In 2024 during WMATA's FY2024 Budget crisis, WMATA proposed to reduce the frequency of buses from every 20 minutes to 30 minutes during the off-peak hour, and eliminate all service past midnight daily on the L12. However on April 25, 2024, Metro’s Board of Directors approved a $4.8 billion capital and operating budget which avoided service cuts.

===Better Bus Redesign===
In 2022, WMATA launched its Better Bus Redesign project, which aimed to redesign the entire Metrobus Network and is the first full redesign of the agency's bus network in its history.

In April 2023, WMATA launched its Draft Visionary Network. Despite the L12 not being implemented yet, WMATA still included L12 proposals under the A12 in the drafts.

In the proposal, WMATA was to split the A12 into two separate routes. The portion between Addison Road station and the intersection of Martin Luther King Jr. Highway & Greenleaf Road remained the same, but the A12 remained straight on Martin Luther King Jr. Highway and would operate to New Carrollton station via Ardwick Ardmore Road, Pennsy Road, Corporate Drive, and Garden City Drive. The line was also extended from Addison Road station to Suitland station via the P12 routing along Addison Road, Walker Mill Road, County Road, and Silver Hill Road. The line was named Route MD147.

The A12 portion along Landover Road was modified into different routes. The portion between Prince George's Hospital and the intersection of Landover Road & Brightseat Road was changed to operate between Prince George's Hospital and Downtown Largo station via Hospital Drive, Landover Road, Pennsy Drive, Landover station, Pinebrook Avenue, Hawthrone Avenue, Fire House Road, Landover Road, Martin Luther King Jr. Highway, Greenleaf Road, Barlowe Road, Landover Road, St. Josephs Drive, Ruby Lockhart Boulevard, Woodmore Town Center, Lottsford Road, Largo Drive West, and Harry S Truman Drive. The line was named Route MD256. This route would later become the L12 in June 2023, with the route also serving Capital Plaza.

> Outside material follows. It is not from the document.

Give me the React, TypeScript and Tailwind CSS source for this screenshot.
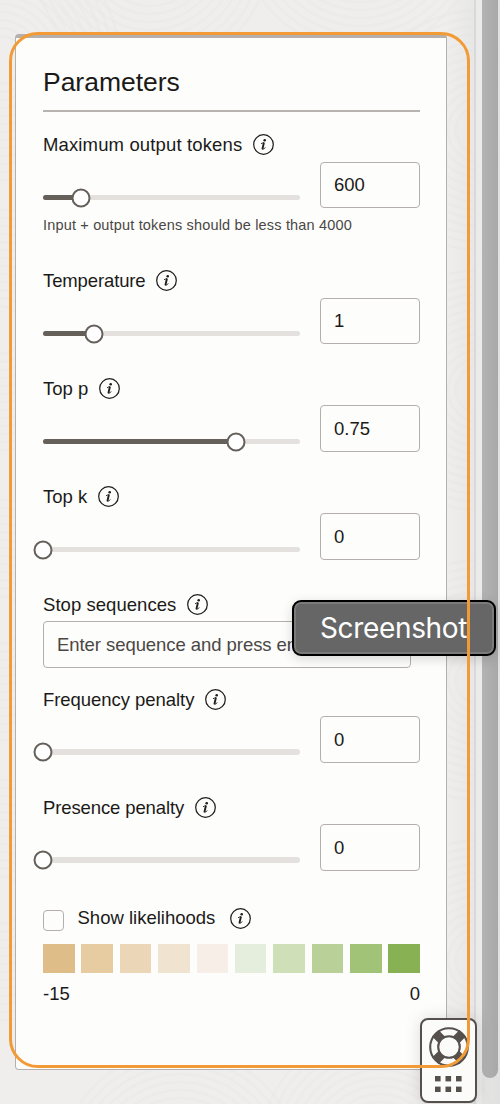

The A12 portion between Landover station and Capital Plaza via Pennsy Drive, Landover Road, Hospital Drive, Prince George's Hospital, the Baltimore–Washington Parkway, and Annapolis Road was extended to operate to College Park–University of Maryland station via Annapolis Road, Veterans Parkway, Riverdale Road, Auburn Avenue, Good Luck Road, and Paint Branch Parkway. The line was named Route MD255.

Service along the Glenarden loop via Brightseat Road, Martin Luther King Jr. Highway, and Ardwick Ardmore Road was taken over by the proposed Route MD257, MD357, and MD363.

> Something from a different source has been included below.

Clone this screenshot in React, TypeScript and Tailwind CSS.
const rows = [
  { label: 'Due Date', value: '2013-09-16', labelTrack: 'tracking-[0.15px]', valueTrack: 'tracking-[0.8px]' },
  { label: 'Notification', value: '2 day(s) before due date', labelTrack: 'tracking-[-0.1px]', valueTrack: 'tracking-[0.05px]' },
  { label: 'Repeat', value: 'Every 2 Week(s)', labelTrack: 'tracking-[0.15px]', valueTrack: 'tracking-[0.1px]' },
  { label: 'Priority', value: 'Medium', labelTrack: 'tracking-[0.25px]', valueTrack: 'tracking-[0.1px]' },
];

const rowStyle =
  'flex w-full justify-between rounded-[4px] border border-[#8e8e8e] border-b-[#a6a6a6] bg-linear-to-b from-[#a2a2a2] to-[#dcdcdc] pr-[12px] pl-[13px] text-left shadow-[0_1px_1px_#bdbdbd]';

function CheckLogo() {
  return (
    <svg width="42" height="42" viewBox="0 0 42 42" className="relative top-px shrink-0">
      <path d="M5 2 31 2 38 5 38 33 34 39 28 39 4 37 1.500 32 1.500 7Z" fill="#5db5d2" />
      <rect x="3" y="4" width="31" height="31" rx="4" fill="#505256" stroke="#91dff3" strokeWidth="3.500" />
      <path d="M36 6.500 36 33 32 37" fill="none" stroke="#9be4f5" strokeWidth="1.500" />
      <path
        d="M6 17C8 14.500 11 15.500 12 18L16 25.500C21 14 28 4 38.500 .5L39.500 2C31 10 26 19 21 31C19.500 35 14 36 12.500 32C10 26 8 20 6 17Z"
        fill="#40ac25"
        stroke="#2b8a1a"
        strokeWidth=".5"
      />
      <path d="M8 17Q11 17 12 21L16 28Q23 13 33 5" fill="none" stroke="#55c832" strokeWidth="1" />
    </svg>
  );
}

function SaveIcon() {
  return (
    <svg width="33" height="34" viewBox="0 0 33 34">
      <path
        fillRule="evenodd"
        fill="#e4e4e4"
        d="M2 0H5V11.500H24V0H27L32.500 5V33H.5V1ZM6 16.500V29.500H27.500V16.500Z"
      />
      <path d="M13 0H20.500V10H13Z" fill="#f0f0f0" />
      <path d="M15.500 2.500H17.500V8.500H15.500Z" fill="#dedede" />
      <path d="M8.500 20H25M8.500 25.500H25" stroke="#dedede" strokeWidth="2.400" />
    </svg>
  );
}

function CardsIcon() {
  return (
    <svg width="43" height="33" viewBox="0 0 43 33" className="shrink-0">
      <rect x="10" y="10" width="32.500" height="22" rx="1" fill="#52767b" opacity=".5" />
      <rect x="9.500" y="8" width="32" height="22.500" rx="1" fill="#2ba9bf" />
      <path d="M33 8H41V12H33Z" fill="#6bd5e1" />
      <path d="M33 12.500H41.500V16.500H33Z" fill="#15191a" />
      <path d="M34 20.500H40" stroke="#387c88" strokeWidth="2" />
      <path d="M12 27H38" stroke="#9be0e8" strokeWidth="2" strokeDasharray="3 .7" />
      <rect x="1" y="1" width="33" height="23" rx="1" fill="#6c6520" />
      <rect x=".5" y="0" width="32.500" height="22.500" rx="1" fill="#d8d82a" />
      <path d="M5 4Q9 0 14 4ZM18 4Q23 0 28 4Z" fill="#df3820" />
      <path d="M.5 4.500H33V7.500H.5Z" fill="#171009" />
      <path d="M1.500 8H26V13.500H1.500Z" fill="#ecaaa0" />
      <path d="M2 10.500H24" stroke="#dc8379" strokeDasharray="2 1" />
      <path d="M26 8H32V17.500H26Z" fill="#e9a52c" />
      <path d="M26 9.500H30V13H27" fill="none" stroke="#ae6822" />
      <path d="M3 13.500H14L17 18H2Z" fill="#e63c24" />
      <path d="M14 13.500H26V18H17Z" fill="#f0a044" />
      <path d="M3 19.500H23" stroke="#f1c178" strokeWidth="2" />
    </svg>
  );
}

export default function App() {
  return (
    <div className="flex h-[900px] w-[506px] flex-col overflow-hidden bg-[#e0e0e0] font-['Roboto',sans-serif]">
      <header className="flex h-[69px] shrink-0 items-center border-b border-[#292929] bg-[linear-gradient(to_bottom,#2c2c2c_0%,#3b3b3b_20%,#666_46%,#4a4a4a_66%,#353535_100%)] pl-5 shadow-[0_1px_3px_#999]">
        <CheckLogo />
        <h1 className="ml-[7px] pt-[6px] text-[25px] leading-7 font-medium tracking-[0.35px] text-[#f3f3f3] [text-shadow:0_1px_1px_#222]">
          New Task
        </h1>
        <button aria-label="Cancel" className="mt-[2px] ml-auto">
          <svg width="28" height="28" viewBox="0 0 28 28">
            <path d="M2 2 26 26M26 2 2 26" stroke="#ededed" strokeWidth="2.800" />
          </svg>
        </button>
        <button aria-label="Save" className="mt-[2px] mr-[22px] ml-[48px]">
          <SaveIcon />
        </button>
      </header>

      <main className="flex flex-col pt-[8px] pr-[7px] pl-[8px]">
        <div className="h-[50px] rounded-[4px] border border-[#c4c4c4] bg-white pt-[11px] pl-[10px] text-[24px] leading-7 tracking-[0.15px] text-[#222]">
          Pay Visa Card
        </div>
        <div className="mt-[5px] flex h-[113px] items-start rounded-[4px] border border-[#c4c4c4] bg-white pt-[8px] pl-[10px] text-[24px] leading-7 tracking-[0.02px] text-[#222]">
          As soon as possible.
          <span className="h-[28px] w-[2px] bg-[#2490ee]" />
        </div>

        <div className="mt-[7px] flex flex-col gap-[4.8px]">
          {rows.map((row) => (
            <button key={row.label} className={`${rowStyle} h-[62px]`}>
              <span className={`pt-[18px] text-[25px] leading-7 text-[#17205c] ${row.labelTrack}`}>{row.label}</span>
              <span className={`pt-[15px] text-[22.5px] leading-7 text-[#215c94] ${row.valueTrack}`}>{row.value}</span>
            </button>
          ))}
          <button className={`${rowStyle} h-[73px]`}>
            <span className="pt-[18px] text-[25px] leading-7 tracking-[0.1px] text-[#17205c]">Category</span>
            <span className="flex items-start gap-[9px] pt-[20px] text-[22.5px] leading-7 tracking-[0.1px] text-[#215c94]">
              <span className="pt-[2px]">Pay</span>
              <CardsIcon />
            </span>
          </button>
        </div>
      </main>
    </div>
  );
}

Before WMATA's Revised Draft Visionary Network, WMATA implemented the L12 between Capital Plaza and Downtown Largo station via Landover Road. This change was essentially the proposed MD256 routing with the extension to Capital Plaza. As a result, the proposed MD255 was dropped from the proposals, and the MD256 was renamed to Route P41, with service operating along the current Route MD256 and L12 routing, but service to Prince George's Hospital was not included in the proposal. All changes were then proposed during WMATA's 2025 Proposed Network.

On November 21, 2024, WMATA approved its Better Bus Redesign Network.

Beginning on June 29, 2025, Route L12 was renamed into the P41, keeping the same route with the exception that it no longer serves the former Prince George's Hospital Complex.